The Intruder star Michael Ealy recalls the time Chris Rock was rude to him on set and didn’t apologize until years later.
Michael Ealy says that Chris Rock “was just an a**hole.” Read on for more tea spilling on Chris Rock via Michael Ealy…
CelebNMusic247.com has learned that back when The Intruder star Michael Ealy was a struggling actor still waiting tables in New York he had his first run-in with an actor after he booked a small role in the film Bad Company.
Michael Ealy revealed that it was Chris Rock. He explains that what initially began as excitement at his first Hollywood role—and the opportunity to meet his idol Rock, turned out to be a total disappointment.
Ealy reveals in a new interview recalling the moment he met Chris Rock, who was incredibly rude to him on set, which hurt and angered him so much that he carried a grudge for Rock for years. He actually didn’t get over it until Rock apologized years later.
Micahel detailed what happened during filming with Rock:
Chris Rock was a little cold. He was probably at the height of his career at this point and I idolized him — I had watched all his stuff and thought he was so funny and I really respected him — but he was just kind of indifferent to me. “We had to do some reshoots for the end of the movie so they asked me to come back a couple of months later — I’m still waiting tables, so I take a day off from that — and we’re doing this wedding scene between Chris and Kerry [Washington] and I’m the best man.
So, we’re about to shoot this scene, I’m in my tux, I come on set and Chris and Kerry are standing there and Joel is telling me where to stand. And right before he says action, Chris looks over at me and he says: ‘Oh. Still in the business, huh?’ And when he said that, it was like a Mike Tyson left hook. And I knew he wasn’t joking around. I think maybe he was trying to disguise it as playful teasing, but it was a dig. For whatever reason, it was a dig: ‘You still in the business, huh?’
Ealy continued, adding even the film’s co-star’s, Kerry Washington, was shocked by Rock’s behavior.

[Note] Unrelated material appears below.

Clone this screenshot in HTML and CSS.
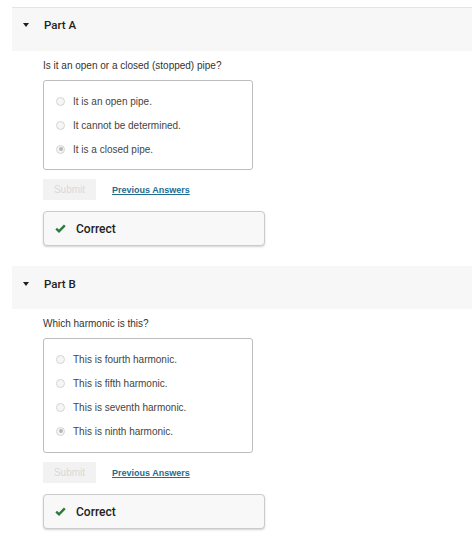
FILE: index.html
```html
<!DOCTYPE html>
<html>
<head>
<meta charset="utf-8">
<link rel="stylesheet" href="styles.css">
</head>
<body>
<div class="page">
  <section class="part first">
    <div class="part-header"><span class="caret"></span><span class="part-title">Part A</span></div>
    <div class="part-body">
      <p class="question">Is it an open or a closed (stopped) pipe?</p>
      <div class="options">
        <div class="option"><span class="radio"></span><span>It is an open pipe.</span></div>
        <div class="option"><span class="radio"></span><span>It cannot be determined.</span></div>
        <div class="option"><span class="radio checked"></span><span>It is a closed pipe.</span></div>
      </div>
      <div class="actions">
        <span class="submit">Submit</span>
        <a class="prev" href="#">Previous Answers</a>
      </div>
      <div class="feedback">
        <svg class="check" width="11" height="9" viewBox="0 0 11 9"><path d="M1.2 4.6 L4 7.3 L9.8 1.3" fill="none" stroke="#2b7a3a" stroke-width="2.4"/></svg>
        <span>Correct</span>
      </div>
    </div>
  </section>
  <section class="part">
    <div class="part-header"><span class="caret"></span><span class="part-title">Part B</span></div>
    <div class="part-body">
      <p class="question">Which harmonic is this?</p>
      <div class="options four">
        <div class="option"><span class="radio"></span><span>This is fourth harmonic.</span></div>
        <div class="option"><span class="radio"></span><span>This is fifth harmonic.</span></div>
        <div class="option"><span class="radio"></span><span>This is seventh harmonic.</span></div>
        <div class="option"><span class="radio checked"></span><span>This is ninth harmonic.</span></div>
      </div>
      <div class="actions">
        <span class="submit">Submit</span>
        <a class="prev" href="#">Previous Answers</a>
      </div>
      <div class="feedback">
        <svg class="check" width="11" height="9" viewBox="0 0 11 9"><path d="M1.2 4.6 L4 7.3 L9.8 1.3" fill="none" stroke="#2b7a3a" stroke-width="2.4"/></svg>
        <span>Correct</span>
      </div>
    </div>
  </section>
</div>
</body>
</html>
```
FILE: styles.css
```css
html, body {
  margin: 0;
  padding: 0;
  background: #fff;
}
body {
  font-family: "Liberation Sans", Arial, sans-serif;
  color: #333;
}
.page {
  padding: 7px 2px 0 12px;
}
.part {
  margin-bottom: 20px;
}
.part-header {
  background: #f7f7f7;
  height: 43px;
  box-sizing: border-box;
  padding: 11px 0 0 11px;
  display: flex;
  align-items: flex-start;
  line-height: 14px;
}
.part.first .part-header {
  border-top: 1px solid #e4e4e4;
  height: 44px;
  padding-top: 10px;
}
.caret {
  width: 0;
  height: 0;
  border-left: 3.5px solid transparent;
  border-right: 3.5px solid transparent;
  border-top: 4px solid #1f1f1f;
  margin-top: 5px;
  margin-right: 15px;
}
.part-title {
  font-family: Roboto, "Liberation Sans", sans-serif;
  font-weight: 500;
  font-size: 11.5px;
  color: #222;
}
.part-body {
  padding-left: 31px;
}
.question {
  margin: 8px 0 0;
  font-size: 10px;
  line-height: 14px;
  color: #333;
}
.options {
  margin-top: 7px;
  width: 210px;
  box-sizing: border-box;
  border: 1px solid #bdbdbd;
  border-radius: 3px;
  padding: 8px 0;
}
.options.four {
  padding-bottom: 9px;
}
.option {
  display: flex;
  align-items: center;
  height: 24px;
  font-size: 10px;
  color: #444;
  padding-left: 12px;
}
.radio {
  width: 9px;
  height: 9px;
  box-sizing: border-box;
  border: 1px solid #d4d4d4;
  background: #f6f6f6;
  border-radius: 50%;
  margin-right: 8px;
  display: flex;
  align-items: center;
  justify-content: center;
}
.radio.checked::after {
  content: "";
  width: 4px;
  height: 4px;
  border-radius: 50%;
  background: #b8b8b8;
}
.actions {
  margin-top: 9px;
  display: flex;
  align-items: center;
  gap: 16px;
  height: 21px;
}
.submit {
  width: 53px;
  height: 21px;
  background: #f2f2f2;
  color: #d9d9d9;
  font-size: 10px;
  display: flex;
  align-items: center;
  justify-content: center;
}
.prev {
  font-size: 9px;
  font-weight: bold;
  color: #1f6c8f;
  text-decoration: underline;
}
.feedback {
  margin-top: 11px;
  width: 222px;
  height: 35px;
  box-sizing: border-box;
  border: 1px solid #cbcbcb;
  border-radius: 4px;
  background: #f8f8f8;
  box-shadow: 0 1px 2px rgba(0,0,0,0.18);
  display: flex;
  align-items: center;
  padding-left: 11px;
  font-family: Roboto, "Liberation Sans", sans-serif;
  font-weight: 500;
  font-size: 12px;
  color: #222;
}
.check {
  margin-right: 10px;
}
```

The 45-year-old actor adds:
Some people don’t get it when I tell this story, but to say that to me was beyond disrespectful — to the point where Kerry was like, ‘Chris, no.’ I still love Kerry to this day because she was like, ‘What’s wrong with you? That was just wrong.’ He had an entourage of people and they were very nice to me, but he was just an a——. You never know what somebody’s going through. Wherever he was in that point in his life, he probably wasn’t very happy.
When I first moved to New York and started waiting tables, I didn’t tell anybody that I wanted to act because it’s kind of a cliché. I didn’t want people to look at me and think: Oh, this pretty boy thinks he can just come here and be an actor. I wanted to have a chance to prove myself to myself and pay my dues. So, when he said that, it was crushing. It was awful.
Ealy also admitted that he was so angry he wanted to get physical with Rock, but refrained:
I just stayed professional and did my best, but I was stuck there having to look like I’m happy to be at my friend’s wedding when really at this point, I wanted to punch him in the f—— face. The crying came later. In the moment I wanted to punch him in the face. That was my Maryland upbringing coming into play where you just fight.
Three years after the filming of the 2002 film Bad Company, He crossed paths with Ealy at the 2005 Golden Globes. Ealy recalls that Chris Rock humbly apologized.
Here is what he had to say about Rock after “I had been nominated for ‘Sleeper Cell’ (a Showtime drama from 2005).”
Ealy details the night saying, “I run into him on my way to the bathroom” and “And you know what he said? ‘I love your work and I apologize for what I said.’”
He continued saying:
[Chris] somehow remembered what he said to me and that it was wrong — and he owned up to it and apologized and told me he loved my work and he was a fan. That’s when the crying happened!
we have to break that down, Chris realized that Michael Ealy was here to stay and it would be best to apologize and not have an enemy in the biz.
Michael Ealy’s takeaway was that “no matter how crushing it feels, you cannot give up. You have to keep pushing.”